Goal of the exercise
Retype word for word the first line of the listing and each line after it up to the line with "const RED = 'border-[#FF2B06]';", with the pictures taken out.

Available data
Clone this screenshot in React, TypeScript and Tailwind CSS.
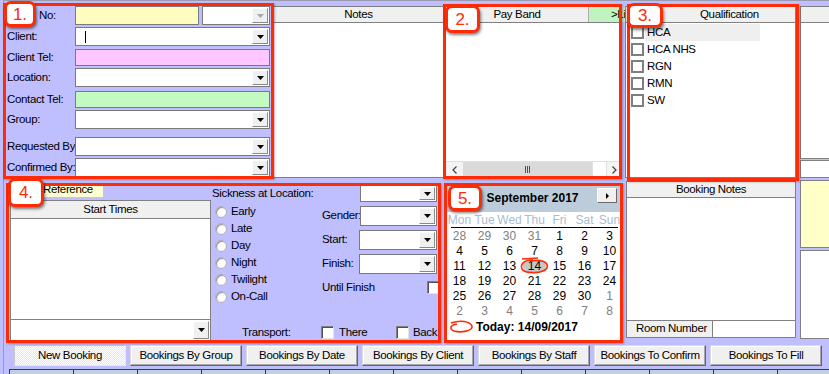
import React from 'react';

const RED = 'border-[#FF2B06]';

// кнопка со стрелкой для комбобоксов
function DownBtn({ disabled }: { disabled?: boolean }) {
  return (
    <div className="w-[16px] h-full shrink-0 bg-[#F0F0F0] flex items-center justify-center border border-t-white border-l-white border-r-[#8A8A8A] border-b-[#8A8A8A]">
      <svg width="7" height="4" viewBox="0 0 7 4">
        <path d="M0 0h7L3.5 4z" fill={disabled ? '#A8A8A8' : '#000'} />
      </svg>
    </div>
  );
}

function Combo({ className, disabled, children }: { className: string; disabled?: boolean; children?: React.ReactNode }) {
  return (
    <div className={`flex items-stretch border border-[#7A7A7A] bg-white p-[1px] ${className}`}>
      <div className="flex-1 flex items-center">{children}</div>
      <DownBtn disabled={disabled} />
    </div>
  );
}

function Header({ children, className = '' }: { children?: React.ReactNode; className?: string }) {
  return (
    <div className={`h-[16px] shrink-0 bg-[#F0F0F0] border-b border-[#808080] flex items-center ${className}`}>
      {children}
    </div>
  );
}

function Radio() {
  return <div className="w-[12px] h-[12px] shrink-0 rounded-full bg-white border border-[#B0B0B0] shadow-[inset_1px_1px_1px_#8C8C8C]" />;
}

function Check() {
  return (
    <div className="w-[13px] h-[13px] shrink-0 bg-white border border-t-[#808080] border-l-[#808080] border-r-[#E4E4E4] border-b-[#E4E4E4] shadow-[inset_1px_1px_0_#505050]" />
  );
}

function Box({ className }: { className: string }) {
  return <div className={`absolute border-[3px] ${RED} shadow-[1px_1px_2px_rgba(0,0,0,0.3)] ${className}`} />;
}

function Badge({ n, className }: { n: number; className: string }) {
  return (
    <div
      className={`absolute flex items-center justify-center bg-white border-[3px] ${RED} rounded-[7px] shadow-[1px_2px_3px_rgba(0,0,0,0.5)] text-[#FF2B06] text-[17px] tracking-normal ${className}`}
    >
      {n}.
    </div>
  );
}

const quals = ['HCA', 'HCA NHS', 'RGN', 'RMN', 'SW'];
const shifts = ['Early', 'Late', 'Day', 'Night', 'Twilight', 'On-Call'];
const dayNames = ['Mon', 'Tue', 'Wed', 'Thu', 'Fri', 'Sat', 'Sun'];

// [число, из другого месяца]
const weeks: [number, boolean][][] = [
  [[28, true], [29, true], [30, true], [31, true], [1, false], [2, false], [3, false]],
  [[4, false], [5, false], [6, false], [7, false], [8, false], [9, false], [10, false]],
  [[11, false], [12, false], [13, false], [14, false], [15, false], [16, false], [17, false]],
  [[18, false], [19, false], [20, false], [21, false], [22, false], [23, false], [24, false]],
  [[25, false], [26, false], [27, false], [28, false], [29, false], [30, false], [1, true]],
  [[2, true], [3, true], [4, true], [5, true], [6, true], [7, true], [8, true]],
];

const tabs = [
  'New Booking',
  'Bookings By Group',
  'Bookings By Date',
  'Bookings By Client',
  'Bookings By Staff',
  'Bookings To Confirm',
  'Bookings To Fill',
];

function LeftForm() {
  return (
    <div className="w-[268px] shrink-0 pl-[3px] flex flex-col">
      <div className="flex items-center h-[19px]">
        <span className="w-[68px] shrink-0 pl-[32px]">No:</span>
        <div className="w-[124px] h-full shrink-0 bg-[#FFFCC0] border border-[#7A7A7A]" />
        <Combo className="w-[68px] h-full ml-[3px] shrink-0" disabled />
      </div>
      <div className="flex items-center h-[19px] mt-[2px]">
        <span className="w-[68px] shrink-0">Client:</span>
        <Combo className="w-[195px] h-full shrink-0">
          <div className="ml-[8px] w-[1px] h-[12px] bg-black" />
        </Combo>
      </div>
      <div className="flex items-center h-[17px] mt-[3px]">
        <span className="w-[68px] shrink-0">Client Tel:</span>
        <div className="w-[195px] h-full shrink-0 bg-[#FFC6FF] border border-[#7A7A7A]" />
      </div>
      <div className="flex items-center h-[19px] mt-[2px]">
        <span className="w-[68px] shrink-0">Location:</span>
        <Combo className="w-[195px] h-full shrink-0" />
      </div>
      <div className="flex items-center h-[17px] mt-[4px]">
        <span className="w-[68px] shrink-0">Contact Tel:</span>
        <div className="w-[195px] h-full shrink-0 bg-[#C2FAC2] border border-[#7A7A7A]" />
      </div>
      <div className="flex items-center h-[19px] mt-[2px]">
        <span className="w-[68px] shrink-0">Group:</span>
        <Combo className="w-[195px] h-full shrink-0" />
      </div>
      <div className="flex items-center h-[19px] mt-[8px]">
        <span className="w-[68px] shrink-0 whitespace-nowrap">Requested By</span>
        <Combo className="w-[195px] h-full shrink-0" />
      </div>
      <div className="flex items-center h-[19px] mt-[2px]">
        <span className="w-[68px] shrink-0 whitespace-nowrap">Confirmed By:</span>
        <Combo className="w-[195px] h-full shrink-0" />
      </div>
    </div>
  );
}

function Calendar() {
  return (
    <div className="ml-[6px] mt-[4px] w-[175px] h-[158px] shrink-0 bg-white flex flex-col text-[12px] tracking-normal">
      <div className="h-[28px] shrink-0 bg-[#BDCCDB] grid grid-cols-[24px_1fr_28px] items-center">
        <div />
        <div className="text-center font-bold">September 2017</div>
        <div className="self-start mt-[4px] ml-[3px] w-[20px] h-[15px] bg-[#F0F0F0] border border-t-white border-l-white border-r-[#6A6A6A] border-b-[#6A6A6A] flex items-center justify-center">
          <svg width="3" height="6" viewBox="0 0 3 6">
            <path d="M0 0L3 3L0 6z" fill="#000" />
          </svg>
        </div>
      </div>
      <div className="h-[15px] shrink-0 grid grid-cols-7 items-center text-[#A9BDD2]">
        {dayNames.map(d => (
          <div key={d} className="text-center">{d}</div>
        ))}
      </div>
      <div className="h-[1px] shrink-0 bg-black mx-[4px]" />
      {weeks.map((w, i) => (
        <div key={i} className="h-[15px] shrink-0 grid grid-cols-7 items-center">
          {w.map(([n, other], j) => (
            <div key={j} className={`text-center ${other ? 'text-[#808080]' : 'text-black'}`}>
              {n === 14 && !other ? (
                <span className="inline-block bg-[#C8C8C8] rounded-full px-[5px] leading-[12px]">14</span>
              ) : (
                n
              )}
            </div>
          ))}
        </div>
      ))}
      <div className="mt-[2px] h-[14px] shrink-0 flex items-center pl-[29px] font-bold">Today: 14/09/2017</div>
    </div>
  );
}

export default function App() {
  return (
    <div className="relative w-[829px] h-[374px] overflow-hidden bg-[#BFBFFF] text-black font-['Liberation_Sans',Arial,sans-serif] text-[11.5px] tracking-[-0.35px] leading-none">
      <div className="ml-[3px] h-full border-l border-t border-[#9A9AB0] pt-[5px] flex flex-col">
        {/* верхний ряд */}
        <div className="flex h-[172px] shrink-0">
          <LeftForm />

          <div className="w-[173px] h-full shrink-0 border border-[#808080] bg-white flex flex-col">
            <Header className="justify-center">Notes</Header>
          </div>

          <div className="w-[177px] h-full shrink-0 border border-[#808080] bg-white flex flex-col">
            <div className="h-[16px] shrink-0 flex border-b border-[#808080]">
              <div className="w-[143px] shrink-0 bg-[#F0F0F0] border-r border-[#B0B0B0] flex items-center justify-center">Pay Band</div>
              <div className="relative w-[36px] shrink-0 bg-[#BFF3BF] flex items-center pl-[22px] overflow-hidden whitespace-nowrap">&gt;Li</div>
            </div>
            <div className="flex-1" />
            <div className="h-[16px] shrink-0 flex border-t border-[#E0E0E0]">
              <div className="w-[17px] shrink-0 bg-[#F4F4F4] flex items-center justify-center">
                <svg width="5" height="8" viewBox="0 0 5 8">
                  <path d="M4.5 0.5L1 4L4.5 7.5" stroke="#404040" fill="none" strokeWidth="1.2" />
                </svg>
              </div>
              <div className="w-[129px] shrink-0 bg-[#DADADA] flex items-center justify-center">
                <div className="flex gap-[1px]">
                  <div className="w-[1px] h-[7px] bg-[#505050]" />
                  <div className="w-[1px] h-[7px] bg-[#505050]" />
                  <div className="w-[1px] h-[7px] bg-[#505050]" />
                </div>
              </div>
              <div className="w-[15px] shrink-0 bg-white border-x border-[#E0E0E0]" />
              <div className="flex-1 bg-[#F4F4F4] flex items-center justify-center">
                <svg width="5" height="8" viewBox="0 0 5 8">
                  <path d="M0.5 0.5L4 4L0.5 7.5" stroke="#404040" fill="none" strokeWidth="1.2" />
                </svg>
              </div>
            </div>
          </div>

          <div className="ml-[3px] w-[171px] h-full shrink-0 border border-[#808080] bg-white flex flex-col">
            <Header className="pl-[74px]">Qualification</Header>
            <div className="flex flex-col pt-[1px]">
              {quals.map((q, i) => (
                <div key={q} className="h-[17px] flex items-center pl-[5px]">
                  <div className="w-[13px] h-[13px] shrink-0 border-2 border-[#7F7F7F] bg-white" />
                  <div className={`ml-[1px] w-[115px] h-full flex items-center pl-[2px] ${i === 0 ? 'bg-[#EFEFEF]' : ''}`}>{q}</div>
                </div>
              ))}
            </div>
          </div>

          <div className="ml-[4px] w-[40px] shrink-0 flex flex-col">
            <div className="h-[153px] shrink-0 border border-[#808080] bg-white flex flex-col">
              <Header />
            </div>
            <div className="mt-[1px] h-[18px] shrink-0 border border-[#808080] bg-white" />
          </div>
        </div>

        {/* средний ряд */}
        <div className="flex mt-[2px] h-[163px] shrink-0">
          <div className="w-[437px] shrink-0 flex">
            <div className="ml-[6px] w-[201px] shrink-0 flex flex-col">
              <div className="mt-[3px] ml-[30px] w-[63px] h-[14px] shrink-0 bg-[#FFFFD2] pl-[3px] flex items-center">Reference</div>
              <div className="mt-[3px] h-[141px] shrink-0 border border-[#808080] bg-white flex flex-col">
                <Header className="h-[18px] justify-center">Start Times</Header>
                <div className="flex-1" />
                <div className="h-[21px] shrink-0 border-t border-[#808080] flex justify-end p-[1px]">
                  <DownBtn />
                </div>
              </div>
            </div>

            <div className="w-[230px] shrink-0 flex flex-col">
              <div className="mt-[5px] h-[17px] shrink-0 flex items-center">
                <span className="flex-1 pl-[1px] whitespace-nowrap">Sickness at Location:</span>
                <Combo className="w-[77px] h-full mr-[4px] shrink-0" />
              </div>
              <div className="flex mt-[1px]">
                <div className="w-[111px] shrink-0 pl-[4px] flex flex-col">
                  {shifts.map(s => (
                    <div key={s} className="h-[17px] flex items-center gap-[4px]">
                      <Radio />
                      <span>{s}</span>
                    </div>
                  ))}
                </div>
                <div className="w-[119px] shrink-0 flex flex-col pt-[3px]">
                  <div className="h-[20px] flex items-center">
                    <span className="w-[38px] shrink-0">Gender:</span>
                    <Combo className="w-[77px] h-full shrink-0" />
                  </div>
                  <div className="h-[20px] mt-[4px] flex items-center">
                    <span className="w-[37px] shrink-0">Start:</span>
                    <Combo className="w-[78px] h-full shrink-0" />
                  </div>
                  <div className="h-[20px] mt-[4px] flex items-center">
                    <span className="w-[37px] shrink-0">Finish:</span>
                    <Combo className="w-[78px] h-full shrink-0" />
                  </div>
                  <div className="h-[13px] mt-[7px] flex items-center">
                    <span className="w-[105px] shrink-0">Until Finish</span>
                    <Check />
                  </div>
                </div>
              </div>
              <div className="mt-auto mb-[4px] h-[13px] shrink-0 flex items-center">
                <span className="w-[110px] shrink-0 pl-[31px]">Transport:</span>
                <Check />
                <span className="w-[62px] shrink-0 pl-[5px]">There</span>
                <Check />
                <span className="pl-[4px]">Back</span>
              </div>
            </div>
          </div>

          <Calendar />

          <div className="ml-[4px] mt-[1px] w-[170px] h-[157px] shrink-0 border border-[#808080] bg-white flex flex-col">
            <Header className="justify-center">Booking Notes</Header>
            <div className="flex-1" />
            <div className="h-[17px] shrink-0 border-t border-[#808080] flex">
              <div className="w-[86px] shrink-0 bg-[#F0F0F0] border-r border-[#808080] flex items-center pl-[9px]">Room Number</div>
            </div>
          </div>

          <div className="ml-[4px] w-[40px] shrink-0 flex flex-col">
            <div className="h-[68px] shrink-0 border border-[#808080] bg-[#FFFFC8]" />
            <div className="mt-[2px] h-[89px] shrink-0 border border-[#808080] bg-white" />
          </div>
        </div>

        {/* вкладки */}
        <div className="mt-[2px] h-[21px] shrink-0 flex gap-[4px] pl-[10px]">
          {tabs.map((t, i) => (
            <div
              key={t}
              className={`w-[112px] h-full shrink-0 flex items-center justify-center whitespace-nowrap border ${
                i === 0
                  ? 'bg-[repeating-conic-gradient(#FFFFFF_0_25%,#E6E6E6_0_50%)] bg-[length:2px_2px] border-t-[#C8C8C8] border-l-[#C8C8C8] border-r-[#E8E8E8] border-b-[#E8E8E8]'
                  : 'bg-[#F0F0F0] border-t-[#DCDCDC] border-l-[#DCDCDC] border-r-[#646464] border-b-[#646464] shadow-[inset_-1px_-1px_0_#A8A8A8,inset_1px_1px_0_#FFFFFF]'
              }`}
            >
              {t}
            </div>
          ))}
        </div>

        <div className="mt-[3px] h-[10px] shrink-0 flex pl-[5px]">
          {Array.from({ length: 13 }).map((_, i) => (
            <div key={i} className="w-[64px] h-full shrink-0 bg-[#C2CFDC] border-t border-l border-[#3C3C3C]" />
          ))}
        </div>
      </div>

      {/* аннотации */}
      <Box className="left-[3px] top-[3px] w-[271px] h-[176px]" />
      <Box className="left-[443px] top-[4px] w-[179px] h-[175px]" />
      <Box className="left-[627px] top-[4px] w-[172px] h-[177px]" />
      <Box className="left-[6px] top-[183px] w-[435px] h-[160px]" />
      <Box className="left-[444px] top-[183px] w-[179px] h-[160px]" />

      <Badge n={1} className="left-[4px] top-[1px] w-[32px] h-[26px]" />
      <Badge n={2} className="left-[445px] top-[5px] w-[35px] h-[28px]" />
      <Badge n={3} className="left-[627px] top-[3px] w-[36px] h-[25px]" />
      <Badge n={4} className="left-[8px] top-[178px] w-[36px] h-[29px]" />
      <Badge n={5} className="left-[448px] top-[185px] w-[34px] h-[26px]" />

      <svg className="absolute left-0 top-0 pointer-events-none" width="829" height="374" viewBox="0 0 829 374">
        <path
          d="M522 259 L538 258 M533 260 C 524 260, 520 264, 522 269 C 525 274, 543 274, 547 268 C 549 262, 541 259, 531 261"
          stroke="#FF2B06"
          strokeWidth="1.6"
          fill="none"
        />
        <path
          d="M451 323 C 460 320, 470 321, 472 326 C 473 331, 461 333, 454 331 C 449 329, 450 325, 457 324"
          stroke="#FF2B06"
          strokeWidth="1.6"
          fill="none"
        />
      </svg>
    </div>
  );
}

Solution
Clone this screenshot in React, TypeScript and Tailwind CSS.
import React from 'react';

const RED = 'border-[#FF2B06]';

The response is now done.